[start]
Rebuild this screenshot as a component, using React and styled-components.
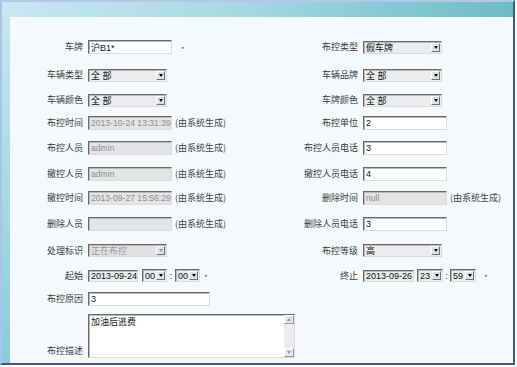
import styled, { createGlobalStyle } from "styled-components";

const GlobalStyle = createGlobalStyle`
  body {
    margin: 0;
    background: #fff;
  }
`;

const Frame = styled.div`
  width: 515px;
  height: 365px;
  box-sizing: border-box;
  border-style: solid;
  border-width: 2px;
  border-color: #b4c6ea #3b5c90 #3b5c90 #a9c4e8;
  display: grid;
  grid-template-columns: 8px 1fr;
  grid-template-rows: 15px 1fr;
`;

const TitleBar = styled.div`
  grid-column: 1 / -1;
  background: linear-gradient(90deg, #c9e8f0 0%, #a8d9e3 45%, #6dbcc6 100%);
`;

const SideStrip = styled.div`
  background: linear-gradient(180deg, #c5e6ee, #89cdda);
`;

const Panel = styled.div`
  background: #f5f9fd;
  padding-top: 16px;
  display: grid;
  grid-template-columns: 78px 182px 93px 1fr;
  grid-template-rows: 28px 28px 22px 23px 27px 25px 23px 29px 25px 25px 21px 49px;
  align-items: center;
  font-family: "Noto Sans CJK SC", sans-serif;
  font-size: 9px;
`;

const Label = styled.div`
  text-align: right;
  padding-right: 5px;
  line-height: 12px;
  color: #3a3a3a;
  white-space: nowrap;
  align-self: ${(p) => (p.$end ? "end" : "center")};
  padding-bottom: ${(p) => (p.$end ? "1px" : "0")};
`;

const Field = styled.div`
  display: flex;
  align-items: center;
  grid-column: ${(p) => p.$span || "auto"};
  align-self: ${(p) => (p.$end ? "end" : "center")};
`;

const inset = `
  box-sizing: border-box;
  border: 1px solid;
  border-color: #6a6a6a #dcdcdc #dcdcdc #6a6a6a;
  box-shadow: inset 1px 1px 0 #b8b8b8;
`;

const tones = {
  plain: { bg: "#fff", fg: "#111", size: 9 },
  locked: { bg: "#e4e4e4", fg: "#8e8e8e", size: 8.6 },
  date: { bg: "#ececec", fg: "#111", size: 9 },
};

const TextInput = styled.input.attrs({ type: "text" })`
  ${inset}
  width: ${(p) => p.$w || 84}px;
  height: 14px;
  margin: 0;
  padding: 0 0 0 2px;
  font-family: "Liberation Sans", "Noto Sans CJK SC", sans-serif;
  font-size: ${(p) => tones[p.$tone || "plain"].size}px;
  background: ${(p) => tones[p.$tone || "plain"].bg};
  color: ${(p) => tones[p.$tone || "plain"].fg};
  outline: none;
`;

const DateInput = styled(TextInput)`
  height: 12px;
`;

const SelectBox = styled.div`
  ${inset}
  width: ${(p) => p.$w}px;
  height: 13px;
  display: flex;
  align-items: center;
  padding-left: 2px;
  background: ${(p) => (p.$disabled ? "#e2e2e2" : "#ececec")};
  color: ${(p) => (p.$disabled ? "#9a9a9a" : "#111")};
  font: 9px "Liberation Sans", "Noto Sans CJK SC", sans-serif;
  white-space: nowrap;
`;

const DropButton = styled.span`
  margin-left: auto;
  margin-right: 1px;
  width: 9px;
  height: 9px;
  box-sizing: border-box;
  border: 1px solid;
  border-color: #fff #707070 #707070 #fff;
  background: #e2e2e2;
  display: flex;
  align-items: center;
  justify-content: center;

  &::after {
    content: "";
    border-left: 2px solid transparent;
    border-right: 2px solid transparent;
    border-top: 3px solid ${(p) => (p.$disabled ? "#9a9a9a" : "#000")};
  }
`;

const Note = styled.span`
  margin-left: 3px;
  color: #444;
  white-space: nowrap;
`;

const Star = styled.span`
  margin-left: ${(p) => p.$gap || 8}px;
  padding-top: 4px;
  font-size: 8px;
  color: #555;
`;

const Colon = styled.span`
  width: ${(p) => p.$w || 8}px;
  text-align: center;
  font: 9px "Liberation Sans", sans-serif;
  color: #222;
`;

const MemoBox = styled.div`
  ${inset}
  width: 207px;
  height: 44px;
  background: #fff;
  display: flex;
`;

const MemoText = styled.div`
  flex: 1;
  padding: 1px 2px;
  line-height: 12px;
  color: #222;
`;

const ScrollTrack = styled.div`
  width: 10px;
  background: #ececec;
  display: flex;
  flex-direction: column;
  justify-content: space-between;
`;

const ScrollButton = styled.span`
  width: 10px;
  height: 9px;
  box-sizing: border-box;
  border: 1px solid;
  border-color: #fff #9a9a9a #9a9a9a #fff;
  background: #e6e6e6;
  display: flex;
  align-items: center;
  justify-content: center;

  &::after {
    content: "";
    border-left: 2px solid transparent;
    border-right: 2px solid transparent;
    ${(p) => (p.$up ? "border-bottom" : "border-top")}: 3px solid #9a9a9a;
  }
`;

function Select({ w = 79, value, disabled }) {
  return (
    <SelectBox $w={w} $disabled={disabled}>
      {value}
      <DropButton $disabled={disabled} />
    </SelectBox>
  );
}

function TimePicker({ date, hour, minute, dateW, gap, selW, colonW, starGap }) {
  return (
    <Field>
      <DateInput $w={dateW} $tone="date" defaultValue={date} readOnly />
      <span style={{ width: gap }} />
      <Select w={selW} value={hour} />
      <Colon $w={colonW}>:</Colon>
      <Select w={selW} value={minute} />
      <Star $gap={starGap}>*</Star>
    </Field>
  );
}

const SYS = "(由系统生成)";

export default function App() {
  return (
    <>
      <GlobalStyle />
      <Frame>
        <TitleBar />
        <SideStrip />
        <Panel>
          <Label>车牌</Label>
          <Field>
            <TextInput defaultValue="沪B1*" />
            <Star $gap={9}>*</Star>
          </Field>
          <Label>布控类型</Label>
          <Field>
            <Select value="假车牌" />
          </Field>

          <Label>车辆类型</Label>
          <Field>
            <Select value="全 部" />
          </Field>
          <Label>车辆品牌</Label>
          <Field>
            <Select value="全 部" />
          </Field>

          <Label>车辆颜色</Label>
          <Field>
            <Select value="全 部" />
          </Field>
          <Label>车牌颜色</Label>
          <Field>
            <Select value="全 部" />
          </Field>

          <Label>布控时间</Label>
          <Field>
            <TextInput $tone="locked" defaultValue="2013-10-24 13:31:39" readOnly />
            <Note>{SYS}</Note>
          </Field>
          <Label>布控单位</Label>
          <Field>
            <TextInput defaultValue="2" />
          </Field>

          <Label>布控人员</Label>
          <Field>
            <TextInput $tone="locked" defaultValue="admin" readOnly />
            <Note>{SYS}</Note>
          </Field>
          <Label>布控人员电话</Label>
          <Field>
            <TextInput defaultValue="3" />
          </Field>

          <Label>撤控人员</Label>
          <Field>
            <TextInput $tone="locked" defaultValue="admin" readOnly />
            <Note>{SYS}</Note>
          </Field>
          <Label>撤控人员电话</Label>
          <Field>
            <TextInput defaultValue="4" />
          </Field>

          <Label>撤控时间</Label>
          <Field>
            <TextInput $tone="locked" defaultValue="2013-09-27 15:56:29" readOnly />
            <Note>{SYS}</Note>
          </Field>
          <Label>删除时间</Label>
          <Field>
            <TextInput $tone="locked" defaultValue="null" readOnly />
            <Note>{SYS}</Note>
          </Field>

          <Label>删除人员</Label>
          <Field>
            <TextInput $tone="locked" defaultValue="" readOnly />
            <Note>{SYS}</Note>
          </Field>
          <Label>删除人员电话</Label>
          <Field>
            <TextInput defaultValue="3" />
          </Field>

          <Label>处理标识</Label>
          <Field>
            <Select value="正在布控" disabled />
          </Field>
          <Label>布控等级</Label>
          <Field>
            <Select value="高" />
          </Field>

          <Label>起始</Label>
          <TimePicker date="2013-09-24" hour="00" minute="00" dateW={50} gap={4} selW={25} colonW={8} starGap={4} />
          <Label>终止</Label>
          <TimePicker date="2013-09-26" hour="23" minute="59" dateW={51} gap={3} selW={26} colonW={7} starGap={8} />

          <Label>布控原因</Label>
          <Field $span="2 / -1">
            <TextInput $w={122} defaultValue="3" />
          </Field>

          <Label $end>布控描述</Label>
          <Field $span="2 / -1" $end>
            <MemoBox>
              <MemoText>加油后逃费</MemoText>
              <ScrollTrack>
                <ScrollButton $up />
                <ScrollButton />
              </ScrollTrack>
            </MemoBox>
          </Field>
        </Panel>
      </Frame>
    </>
  );
}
[end]
**TASK**
Determine the number of lines where the string "components" occurs, and give that number only.

**WRITTEN REPLY**
2